A few things that turned out to matter more than I expected.

Honest framing scales better than aspirational framing. A reusable framework validated on a production service is a stronger signal than “migrated a backend” if the full fleet migration is still underway. It also survives a hostile interview question: “Did you really migrate the whole thing?” No — I built the framework and proved the path.

Migrate the protocol surface, not the application layer. The reason this finished in months instead of years is that no one had to re-litigate billing logic or provisioning rules.
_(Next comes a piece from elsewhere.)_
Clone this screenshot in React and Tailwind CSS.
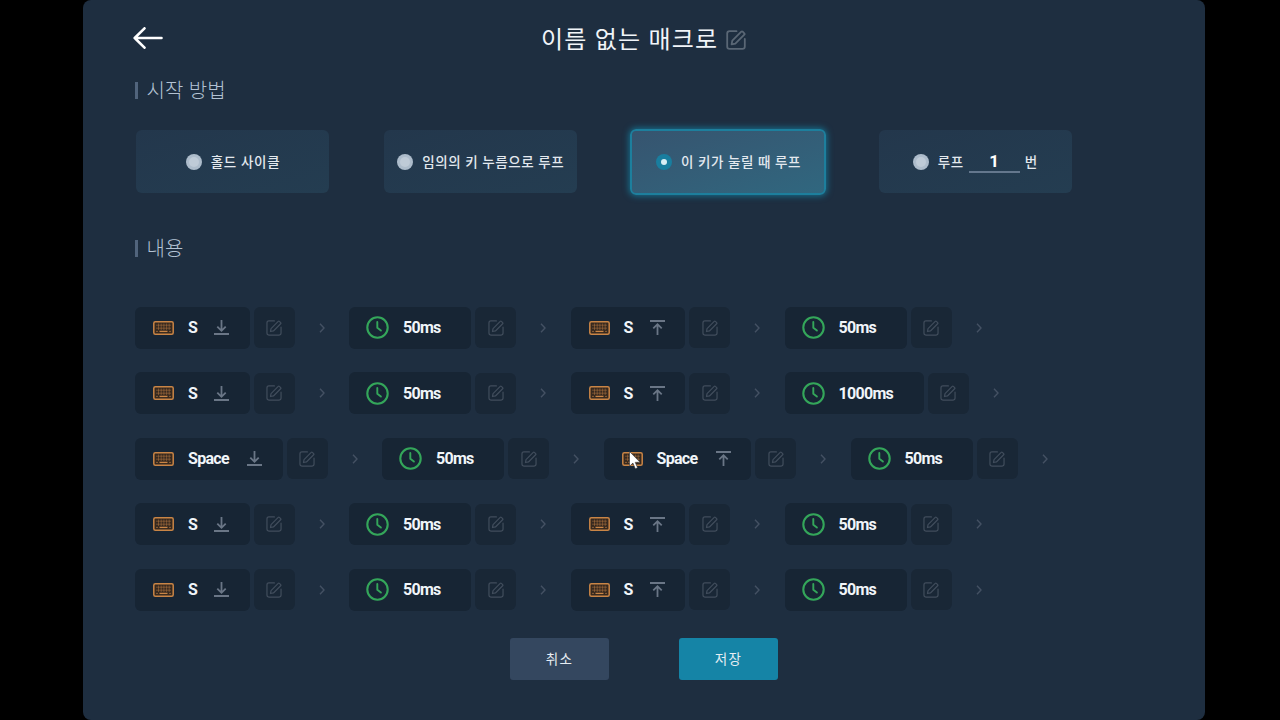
import clsx from 'clsx'

const S_ROW = [
  { type: 'key', label: 'S', dir: 'down' },
  { type: 'delay', label: '50ms' },
  { type: 'key', label: 'S', dir: 'up' },
  { type: 'delay', label: '50ms' },
]

const ROWS = [
  S_ROW,
  [...S_ROW.slice(0, 3), { type: 'delay', label: '1000ms' }],
  [
    { type: 'key', label: 'Space', dir: 'down' },
    { type: 'delay', label: '50ms' },
    { type: 'key', label: 'Space', dir: 'up' },
    { type: 'delay', label: '50ms' },
  ],
  S_ROW,
  S_ROW,
]

function EditIcon({ className }) {
  return (
    <svg viewBox="0 0 20 20" fill="none" stroke="currentColor" strokeLinejoin="round" className={className}>
      <path d="M10.5 1.2H3.6A2.4 2.4 0 0 0 1.2 3.6v12.8a2.4 2.4 0 0 0 2.4 2.4h12.8a2.4 2.4 0 0 0 2.4-2.4V9" strokeLinecap="round" />
      <path d="M5.6 14.4l.7-3.7 9-9a1 1 0 0 1 1.4 0l1.6 1.6a1 1 0 0 1 0 1.4l-9 9z" />
    </svg>
  )
}

function KeyboardIcon() {
  return (
    <svg viewBox="0 0 21 14" className="h-3.5 w-[21px] shrink-0 text-[#c98546]" fill="none" stroke="currentColor">
      <rect x="0.8" y="0.8" width="19.4" height="12.4" rx="1.5" fill="#36291f" strokeWidth="1.5" />
      <path d="M3 4.2h15M3 7.2h15M5.5 2.5v6.5M8.2 2.5v6.5M10.9 2.5v6.5M13.6 2.5v6.5M16.2 2.5v6.5" strokeWidth="0.7" opacity="0.6" />
      <path d="M6.5 10.4h8" strokeWidth="1.3" />
      <path d="M3 10.4h2M16 10.4h2" strokeWidth="1" opacity="0.6" />
    </svg>
  )
}

function ClockIcon() {
  return (
    <svg viewBox="0 0 23 23" className="size-[23px] shrink-0 text-[#34a65a]" fill="none" stroke="currentColor">
      <circle cx="11.5" cy="11.5" r="10.2" strokeWidth="2.1" />
      <path d="M11.3 6v5.8l3.6 2.8" strokeWidth="1.9" strokeLinecap="round" strokeLinejoin="round" />
    </svg>
  )
}

function PressIcon({ dir }) {
  return (
    <svg viewBox="0 0 15 15" className="size-[15px] shrink-0 text-[#6a7686]" fill="none" stroke="currentColor" strokeWidth="1.8">
      {dir === 'down' ? (
        <path d="M7.5 0v10.6M3.3 6.6l4.2 4.2 4.2-4.2M0 14h15" />
      ) : (
        <path d="M7.5 15V4.4M3.3 8.4l4.2-4.2 4.2 4.2M0 1h15" />
      )}
    </svg>
  )
}

function StepLabel({ children }) {
  return <span className="ml-3.5 pt-px text-base font-bold tracking-[-0.7px] text-[#f1f5f9]">{children}</span>
}

function Step({ step }) {
  const width = {
    S: 'w-[114.5px]',
    Space: 'w-[147.5px]',
    '50ms': 'w-[122px]',
    '1000ms': 'w-[139px]',
  }[step.label]

  return (
    <div className="flex shrink-0 items-center">
      <div
        className={clsx(
          'flex h-[42px] items-center rounded-md bg-[#172534]',
          step.type === 'key' ? 'pr-[20.5px] pl-[18px]' : 'pl-[17px]',
          width,
        )}
      >
        {step.type === 'key' ? <KeyboardIcon /> : <ClockIcon />}
        <StepLabel>{step.label}</StepLabel>
        {step.dir && (
          <span className="ml-auto">
            <PressIcon dir={step.dir} />
          </span>
        )}
      </div>
      <button type="button" className="ml-1 flex h-[41px] w-[41px] items-center justify-center rounded-md bg-[#192736]">
        <EditIcon className="size-4 stroke-[1.5] text-[#414d5c]" />
      </button>
      <span className="flex w-[54.5px] justify-center">
        <svg viewBox="0 0 6 10" className="h-2.5 w-1.5 text-[#445163]" fill="none" stroke="currentColor" strokeWidth="1.4">
          <path d="M1 0.7L5 5 1 9.3" />
        </svg>
      </span>
    </div>
  )
}

function Radio({ checked }) {
  return (
    <span
      className={clsx(
        'flex size-4 shrink-0 items-center justify-center rounded-full',
        checked ? 'bg-[#197e9f]' : 'bg-[#adbccb]',
      )}
    >
      <span className={clsx('rounded-full', checked ? 'size-1.5 bg-[#d8eef5]' : 'size-2.5 bg-[#bfcbd7]')} />
    </span>
  )
}

function Option({ checked, className, children }) {
  return (
    <div
      className={clsx(
        'flex items-center justify-center rounded-md text-[13.5px] font-medium text-[#e3e9ef]',
        checked
          ? '-mx-[1.5px] h-[66px] w-[196px] border-2 border-[#1d7f9d] bg-linear-to-br from-[#36546f] to-[#30677f] shadow-[0_0_6px_1px_#16718f]'
          : 'h-[63px] w-[193px] bg-linear-to-br from-[#23374c] to-[#243d51]',
        className,
      )}
    >
      <Radio checked={checked} />
      {children}
    </div>
  )
}

function SectionTitle({ children }) {
  return (
    <h2 className="flex h-7 items-center text-xl font-light text-[#b3c2d3]">
      <span className="mr-[8.5px] h-[17px] w-[3px] bg-[#51647c]" />
      <span className="pt-0.5 tracking-[0.2px]">{children}</span>
    </h2>
  )
}

export default function App() {
  return (
    <div className="relative h-[720px] w-[1280px] overflow-hidden bg-black pl-[83px] font-['Roboto','Noto_Sans_CJK_KR',sans-serif]">
      <main className="flex h-[720px] w-[1121.5px] flex-col rounded-lg bg-[#1e2e40] pl-[52px]">
        <header className="flex h-[76px] items-center">
          <button type="button" className="-mt-px flex w-[406px]">
            <svg viewBox="0 0 30 22" className="-ml-0.5 h-[22px] w-[30px] text-white" fill="none" stroke="currentColor" strokeWidth="2.6" strokeLinecap="round" strokeLinejoin="round">
              <path d="M11.5 1.3L1.7 11l9.8 9.7M1.7 11H28.5" />
            </svg>
          </button>
          <h1 className="mt-[3px] flex items-center text-2xl tracking-[1.2px] whitespace-nowrap text-[#f1f5f9]">
            이름 없는 매크로
            <EditIcon className="mt-px ml-[7.5px] size-5 stroke-[1.8] text-[#5a6775]" />
          </h1>
        </header>

        <SectionTitle>시작 방법</SectionTitle>

        <div className="mt-[23px] ml-px flex h-[69px] items-center gap-[54.8px]">
          <Option className="pl-px">
            <span className="ml-[9px] pt-px tracking-[0.7px]">홀드 사이클</span>
          </Option>
          <Option className="pl-px">
            <span className="ml-[9px] pt-px tracking-[0.6px]">임의의 키 누름으로 루프</span>
          </Option>
          <Option checked className="pl-px">
            <span className="ml-[9px] pt-px tracking-[0.6px]">이 키가 눌릴 때 루프</span>
          </Option>
          <Option className="pr-0.5">
            <span className="ml-[9px] w-[27px] pt-px tracking-[0.6px]">루프</span>
            <span className="mx-1 h-[23px] w-[51px] border-b-2 border-[#64778d] text-center text-[17px] leading-[23px] font-bold text-white">
              1
            </span>
            <span className="ml-px pt-px">번</span>
          </Option>
        </div>

        <div className="mt-[38px]">
          <SectionTitle>내용</SectionTitle>
        </div>

        <div className="mt-[44.5px] flex flex-col gap-[23.5px]">
          {ROWS.map((row, i) => (
            <div key={i} className="flex">
              {row.map((step, j) => (
                <Step key={j} step={step} />
              ))}
            </div>
          ))}
        </div>

        <footer className="mt-[27.5px] ml-[375px] flex gap-[70px] text-[13.5px] tracking-[1.4px] text-[#e6edf3]">
          <button type="button" className="h-[42px] w-[99px] rounded-[3px] bg-[#34475f]">취소</button>
          <button type="button" className="h-[42px] w-[99px] rounded-[3px] bg-[#1584a6]">저장</button>
        </footer>
      </main>

      {/* mouse pointer */}
      <svg viewBox="0 0 12 19" className="absolute top-[451px] left-[629px] h-[19px] w-3" fill="#fff" stroke="#2a2a2a" strokeWidth="0.6">
        <path d="M0.5 0.5v14.8l3.4-3.2 2.4 5.6 2.3-1-2.4-5.4h4.9z" />
      </svg>
    </div>
  )
}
The schema for those domains stayed in the database and in the service code. What changed was the wire format. That’s a much smaller change than it looks like.

The transpiler is the leverage. Hand-writing one .proto per service and one wrapper per RPC is a six-month project times every service. Generating them from the existing contract files turns the same work into a few weeks of grammar work plus a forever-running build step. The expensive part of any migration is the cases where the team has to make a decision about each service; the cheap part is the cases where a deterministic tool emits the right answer.

Pick infrastructure pieces that each do one job. HAProxy doesn’t know about Consul. Consul doesn’t know about Nomad. Consul Template is the only piece that spans two — and it’s a thin daemon. Each component is individually swappable and operationally calm. The framework outlives any single tool choice.

The migration value is bigger than the code diff. The technical payoff is a typed service boundary. The organizational payoff is giving the program a repeatable way to modernize without reopening every piece of business logic.